Over the course of the semester we closely analyze literary, documentary, and archaeological evidence that illuminates ancient ideas about the female gender, attitudes toward women, women's daily lived experience, the female life cycle, and the various practical and symbolic roles that women performed in the ancient Mediterranean. Topics covered in this class include scientific knowledge and folklore concerning both gender and sexuality, the construction of the feminine in ancient literature and art, philosophical treatments of gender, and the political, legal, economic, and social status of women in archaic and classical Greece, in the Hellenistic Greek world, and in the Roman Republic and early Empire.

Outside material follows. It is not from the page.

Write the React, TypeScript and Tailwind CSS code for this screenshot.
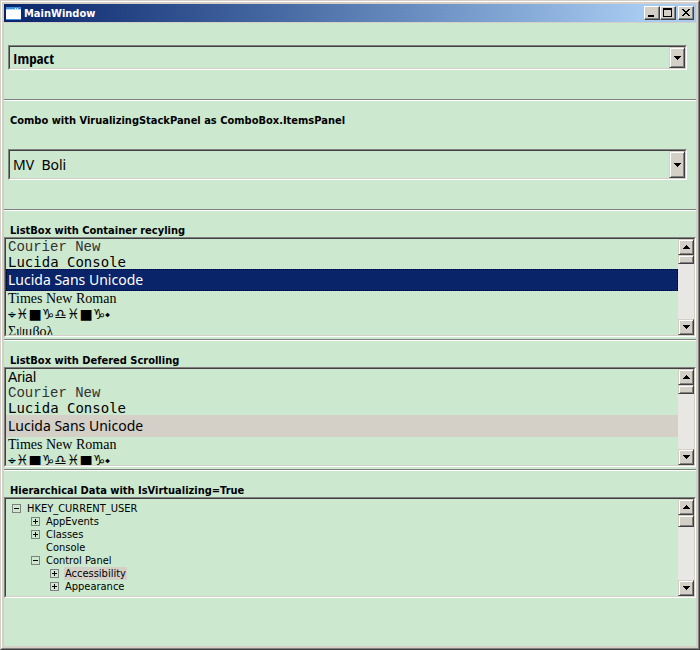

“I absolutely love the material that we cover in this course,” says Prof. Ellen Millender. “From Homer's Odyssey to Athenian pottery to inscriptions of female gladiators! How cool is that? What I particularly love about the course is how it takes the students to societies that are in many ways so alien from our own but are at times also disturbingly familiar in terms of their gender mores.”
Prof. Millender is the Omar & Althea Hoskins Professor of Greek, Latin, and Ancient Mediterranean Studies and Humanities at Reed College, where she has taught since 2002. She has published on many aspects of Spartan society, including literacy, kingship, military organization, and women. Her recent work includes chapters on Spartan women and kingship for the Blackwell Companion to Sparta and articles on the heroization of the Spartan princess Cynisca, Thucydides’ treatment of Spartan speech, and Spartan commanders in Xenophon’s Anabasis. Forthcoming publications include studies of the Athenian Xenophon’s treatment of Spartan obedience, Spartan female luxury in Plato’s Laws and Aristotle’s Politics, and Spartan leadership.